If you need a relatively safe place to keep some cash, a money market might be the right choice. Differences exist, however, between money market deposit accounts and money market funds. Among the key distinctions are where to get your account, the way it works and how you use it.
Money market funds invest in conservative securities such as certificates of deposit, government securities and other liquid and relatively low-risk products. While the fund's yield fluctuates, the firm that manages it attempts, and usually succeeds, to keep the share price, or net asset value, of the fund at a constant $1. Money market deposit accounts operate similarly to checking and savings accounts, only with different restrictions and rates of return. The Federal Deposit Insurance Corp. guarantees the value of money market deposit accounts.
You can get into money market funds through brokerages and mutual fund companies. Generally, when you open a brokerage account, the firm places your cash deposits and proceeds in a money market fund. Most brokerages call these sweep accounts. They hold your cash until you invest it in stocks, bonds, mutual funds and other products. To get into a money market deposit account, you can visit a bank online or in person and open an account, much in the same way as you open a checking or savings account.
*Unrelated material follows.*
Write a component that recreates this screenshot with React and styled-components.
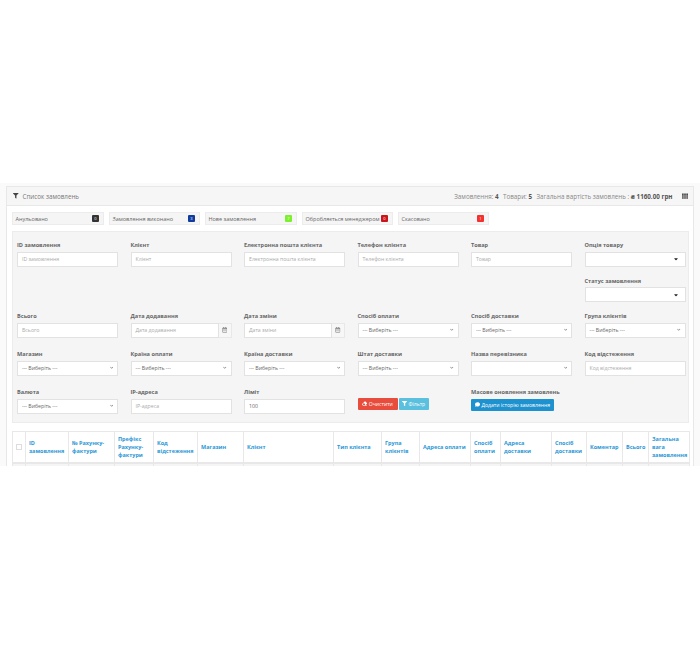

Money market funds and money market accounts usually offer ATM access. Both accounts typically provide check-writing privileges. While more common with money market deposit accounts, both options sometimes limit the number of transactions you can make each month. Money market deposit accounts tend to require a minimum balance in exchange for a higher interest rate than you could get in a checking or savings account. Money market funds vary in whether they require a minimum balance. They generally pay out a higher interest rate than money market deposit accounts.
Both types of accounts pay interest. Exactly how much depends on several factors, including macroeconomic conditions and your account balance. In any case, each firm you have one of these accounts with sends you a 1099-INT tax form at the end of the year. You must report the interest you earn from these accounts to the IRS.